The chance-up came and went through my viewings last summer, though when he rotated through the pitch properly and got it turned over it flashed as another easily above-average pitch with true plus potential. The pitch works with a hard drop and fade to the arm-side, and he showed an impressively advanced feel for commanding down in the zone to righties. The release remains inconsistent at present, with some occasional difficulty maintaining his slot and arm speed with the pitch. But the movement and fastball plane both suggest the makings of another potential 60 pitch that should play to a 55 at minimum.

The control and command still have a ways to go, largely because, well, he’s 18 and needs additional reps. The base mechanics are fluid, though there are a couple cautionary elements to the delivery that need smoothing as he advances. His wind is geared around an extremely powerful hip rotation and excellent arm speed. He’ll take a deep step back at first move and brings the front leg all the way across to a high leg kick that generates a ton of momentum in his coil. He can lose control of that generated force at the top, however, and fail to harness the torque his hips create with an aggressive push off his back leg.

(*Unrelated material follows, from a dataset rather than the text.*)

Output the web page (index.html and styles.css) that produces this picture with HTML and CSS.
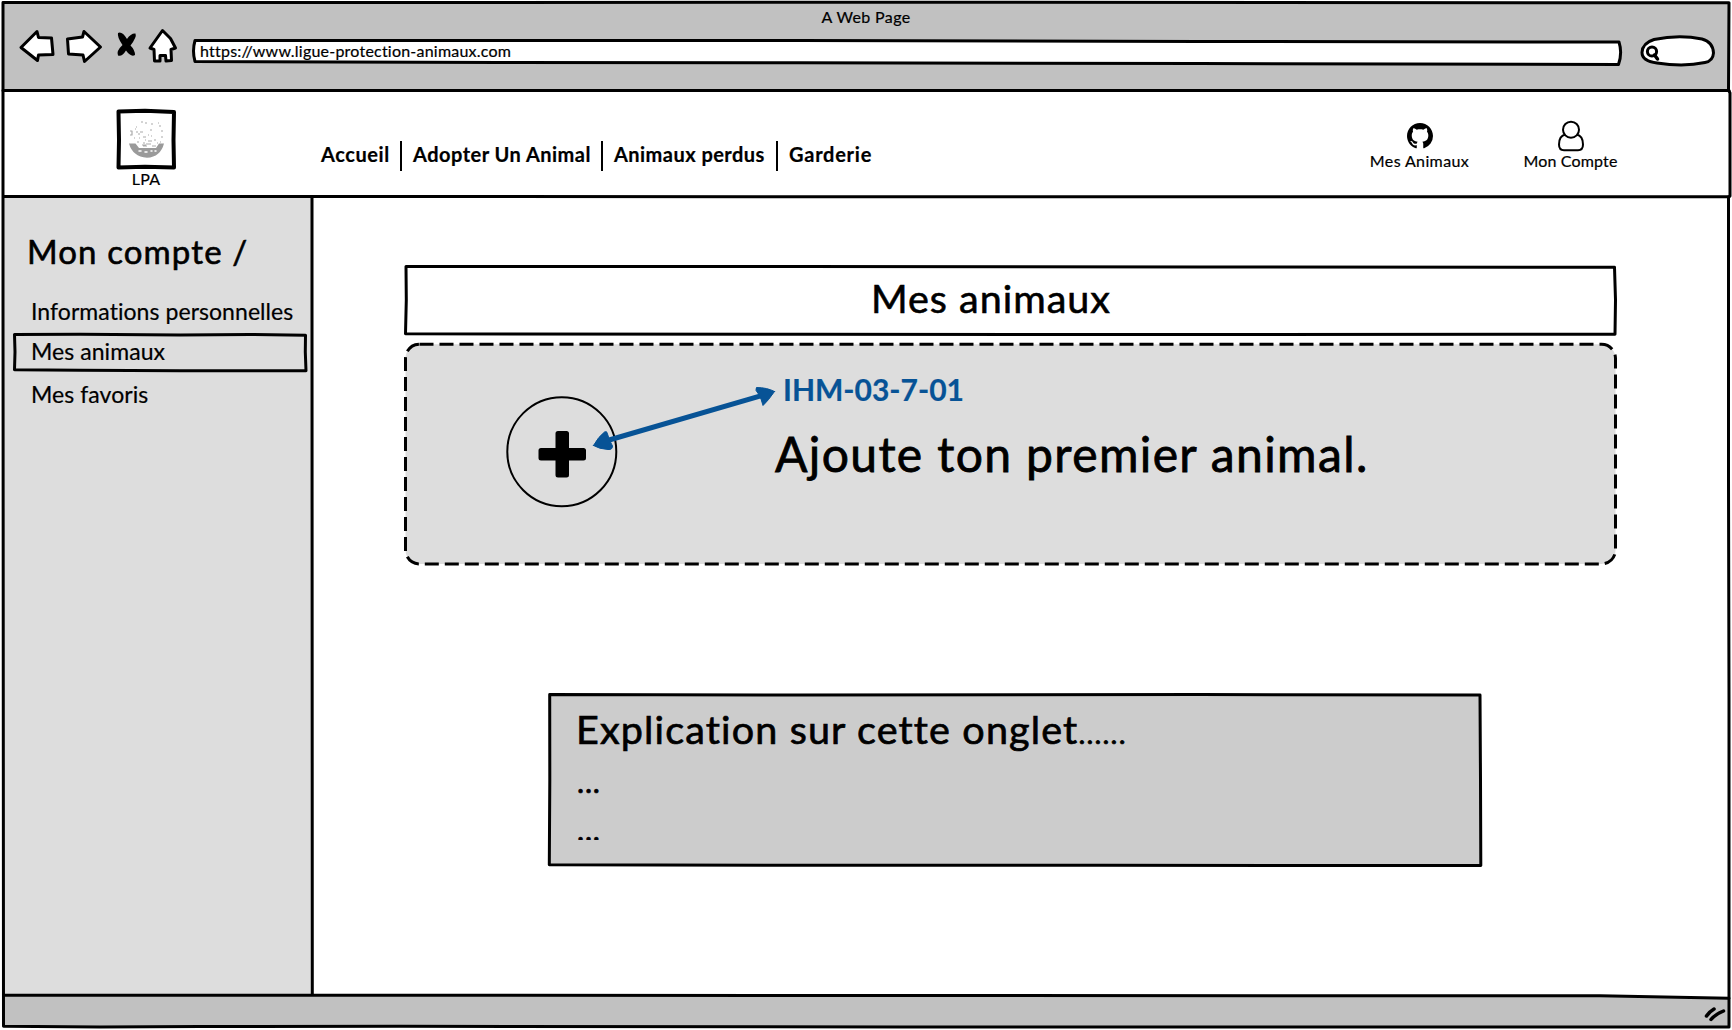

The arm gets into position with very little extraneous movement, but it will nonetheless lag to his release point when that back leg stays too vertical. When he misses he usually misses arm side, and it’s because he isn’t able to get all the way over his front leg and drive through the release on time despite the impressive hip action.

This particular mechanical issue was pervasive throughout the not-as-good start I caught last summer. Against a weak-hitting Inland Empire lineup Urias fought his command for much of his four inning stint, ultimately limiting the damage to a long two-run homerun by 66ers’ catcher Zach Wright. He struggled to hit his release point and get the ball down consistently from the start, and when coupled with a shrinking strike zone as the game wore on the result was a visibly frustrated teenager by the end of the outing.

Fastball command came and went and hitters generated loud contact on a couple mistakes, including the aforementioned dinger on a 92 mile-an-hour offering that was center cut and belt high. He also had little feel for his change-up in this start, routinely leaving it out of the strike zone up and to his arm side. Yet despite lacking his good stuff, it was ultimately his response to adversity and duress that became the takeaway from the start. He was frustrated for much of the night, yet he remained reasonably poised and ultimately executed the pitches he needed to execute.

For example, after the long ball he responded with a mature approach to the next batter, dropping two straight sliders into the zone to get ahead, pumping a controlled 91 mile-an-hour running fastball on the hands for a foul, and coming right back with a front-door slider for a called strike three. He didn’t get rattled, didn’t try to throw the ball through the catcher in frustration. He dialed back the stuff, went off-speed, and executed.

The maturity was again on display in his fourth and final frame, as he came out in empty-the-tank mode, dialing up his velocity to 94-95 with clear intent to end the inning quickly. When a hit batter and walk extended the frame (and his pitch count) with two outs he again reigned the velocity back in with a runner in scoring position. The threat ultimately ended with his best change-up of the night, a 3-2 dandy at 83 that he pinned to the outside corner for a swinging strikeout.

That he remained comfortable enough to throw the pitch in that situation after struggling with it all night said a lot about his confidence and approach, and his self-control to harness the velocity and stay within his delivery in the face of adversity spoke volumes. It was a pretty remarkable display for any pitcher in High-A, let alone a seventeen year old.

Now, a couple anecdotes from High-A do not a career make. But High-A is also not a level at which you typically see young pitchers respond to adversity with that kind of poise and command of the situation, let alone the confidence to rely on stuff that’s not quite as crisp on a given day. When it’s a kid as young as Urias who shows the ability to respond like that, and he also just happens to possess some of the best pure stuff in the league…well, that’s why he’s cracking top-ten lists already.